Middlesex Crusaders v Lancashire Lightning 

Middlesex sealed their place in Finals Day, after a 12-run win at their "home" for one game, The Oval. This was of course down to their normal home of Lord's being used for the First Test against South Africa beginning 10 July. Middlesex made an uncertain start, losing openers Billy Godleman and Owais Shah with only two runs on the board. Things got worse and at one point, the Crusaders were 21 for 4. Coming in at number 6, was Dawid Malan who would go on to record the 24th century in the history of the tournament. Lasting 56 minutes, he scored 103 off 54, and helped to lift the total to 176 for 7 after their 20 overs. This performance also gave Malan man of the match. Only Eoin Morgan and Tyron Henderson would also reach double-figures as Andrew Flintoff was pick of the bowlers, taking 3-17 off his four overs.

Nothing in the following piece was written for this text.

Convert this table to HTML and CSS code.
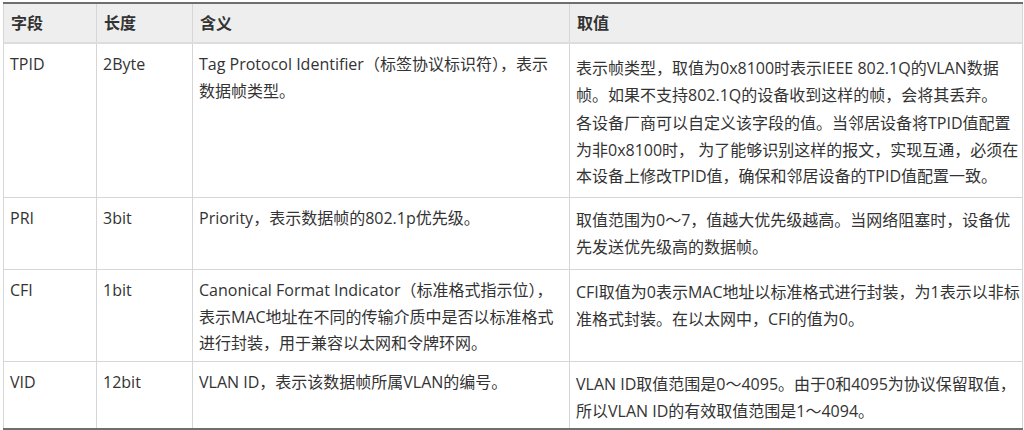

Lancashire's reply got off to a similar start to the Middlesex innings, with both openers Gareth Cross and Lou Vincent going cheaply. The third wicket of Stuart Law, fell with only fourteen runs on the scoreboard, and it looked ominous for the Lightning. Flintoff then stepped up, and hit a 41-ball 53, but when he fell to Steven Finn, it looked as if the game was up. Steady knocks from Kyle Hogg and Glen Chapple left the Lightning with eighteen to win, off the final six balls. However, Middlesex held out for victory, and progress to the second semi-final on Finals Day.

9–10 July

Warwickshire Bears v Kent Spitfires 

Kent kept their chances of retaining the Twenty20 Cup by hammering the Bears by 42 runs in a rain-delayed match at Edgbaston. The match was played on Thursday, as persistent rain had called off the game, 90 minutes before play on Wednesday. Having been put into bat, the Spitfires reached 37, before losing their first wicket, Joe Denly for 27. Coming to the crease with the score at 54 for 3, was hero of Finals Day last season and the man of the match in this game, Darren Stevens. He then proceeded to make a rapid-fire 69, coming from just 32 deliveries. He was the last wicket to fall, as Azhar Mahmood hit big runs towards the end of the innings, hitting two sixes in a 13-ball 25*. This set the Bears, a target of 176.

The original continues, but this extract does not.